In an excellent article from Wired, both the personality of Jack Dorsey and the ambitions of Square are explored. The call-out below should dispel any notion that Square is just a simple mobile-payment acceptance company. That’s just where it starts.
Like so many Internet-powered propositions, Square’s started with an approach that is about the network effect. The more participants, the better. If only the NFC ecosystem was similarly focused on using the network effect to build up transaction volume. With almost everyone in the NFC-value chain anxious to grab and control the first revenue, it is going to make it much harder for NFC to reach a level of ubiquity. NFC is great technology. It’s the business relationships that are all askew.
Of course, Square has a simpler task because it controls most of its domain. Because it operates across the payment acceptance device, the merchant’s register, and the consumer’s handset, Square could create a very compelling user experience. That’s what this article is largely about. With NFC, consumers will find it works here but not there, andhat some of their cards will only work with a particular wallet or over a particular mobile operator’s network. If that goes on too long, consumers will gravitate to merchants leveraging the Square approach and merchants may pay for that privilege if it makes their customers happy and increases sales.
From the Wired article:
But Register’s real value is that it offers sophisticated analytics for free.
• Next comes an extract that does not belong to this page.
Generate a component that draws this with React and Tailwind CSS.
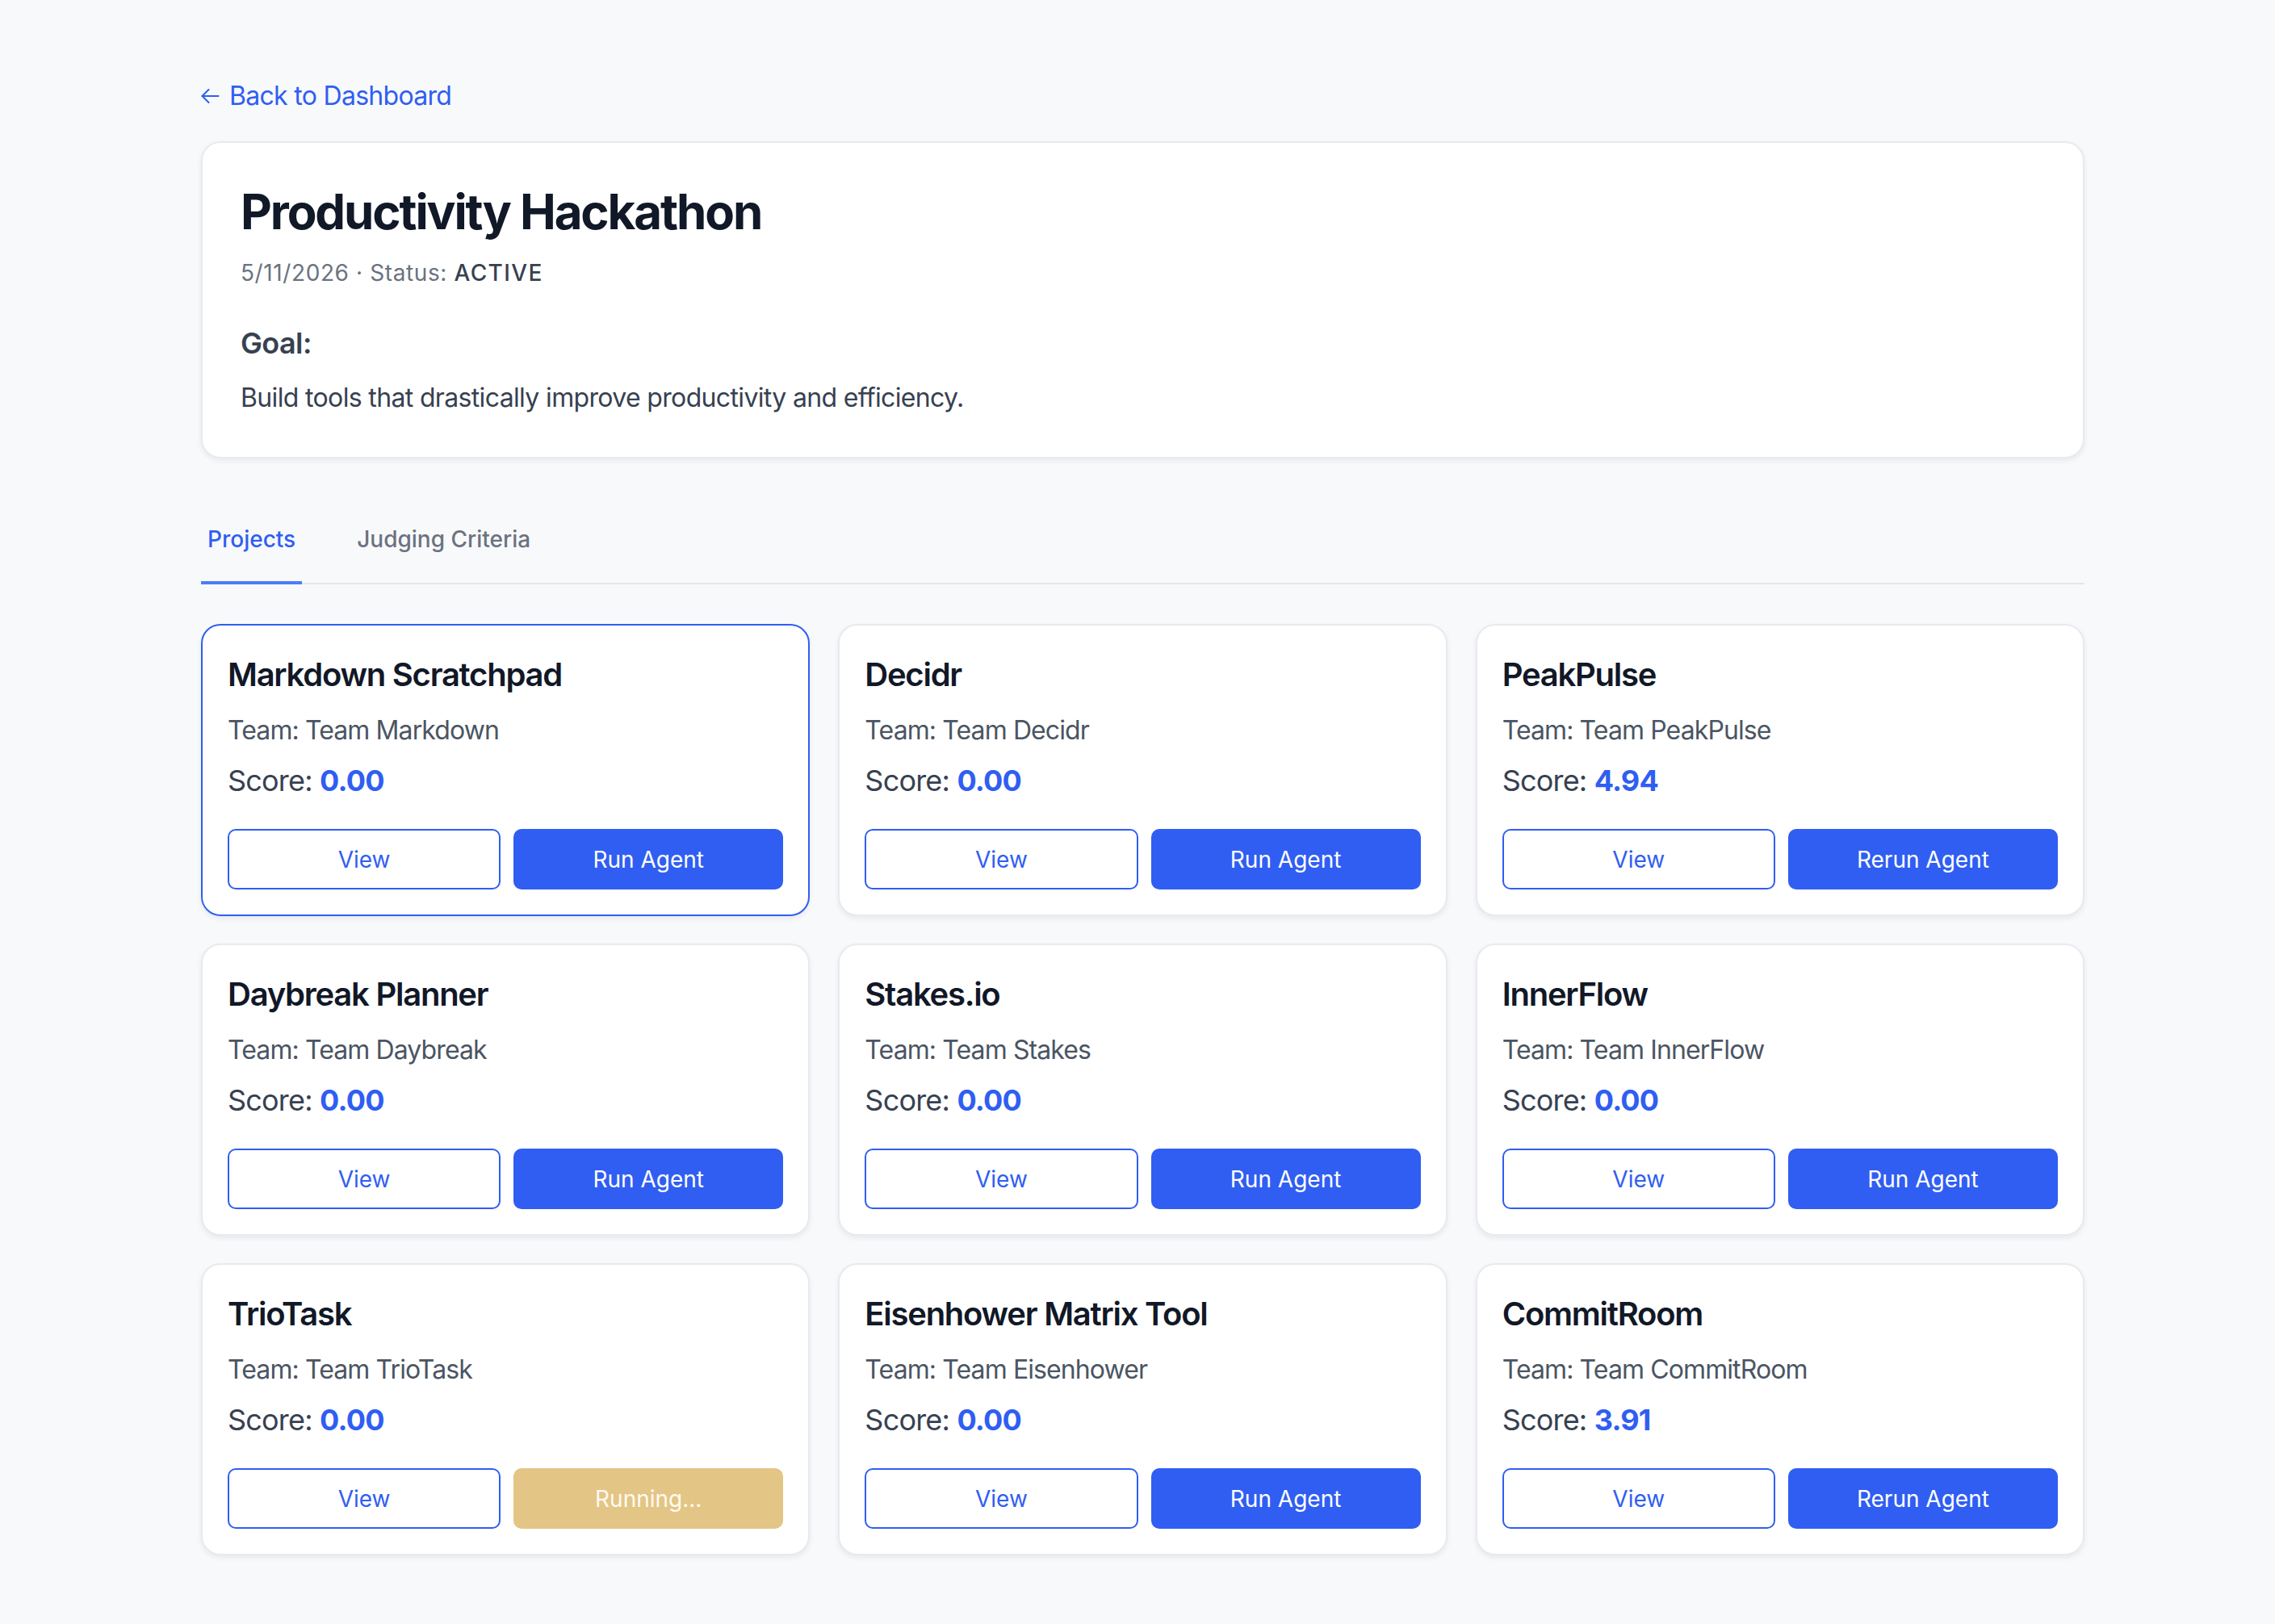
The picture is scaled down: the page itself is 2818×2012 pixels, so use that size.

Its users get data that allows them to identify which products are selling and when, and future versions will be even more powerful. “As a customer enters the vicinity of the establishment, a notification will spring open on the merchant’s screen,” says Megan Quinn, Square’s director of products (who has since left the company). “It will show the customer’s name and suggest their most likely order, based on an algorithm that knows past purchases and things that sell well at the store.”
Henderson, the engineering lead on Pay With Square, points out that the company collects all kinds of information about its users, data that might be invaluable to merchants and customers alike. “First of all, we know your location,” he says. “Second, we have a decent sense of your history. We know the kinds of places you’ve been and what you like. But we also know lots of other things—like if there’s a whole bunch of food trucks that pull up nearby, we’ll see the spike in activity and can point you to those trucks. I think you’ll see us get really good at this.”
Analytics and data-mining might provide Square’s real business model. So far, the company has charged a very small fee for each transaction, and merchants aren’t likely to pay much more. And while Square has been giving participating merchants access to analytics about their businesses for free, it is also aggregating that data, real-time information about what people are buying in every region of the country, complete with detailed demographics. It’s reasonable to think that might be very valuable in the near future.
Square is still focused on smaller merchants, but its executives believe that even tier-one retailers will use Square before long. “The Neiman Marcuses and the Walmarts will want to have an emotional attachment with their buyers, where anybody can walk in and pay with their name and have an electronic receipt,” Rabois says. “That’s what we’re going to deliver.”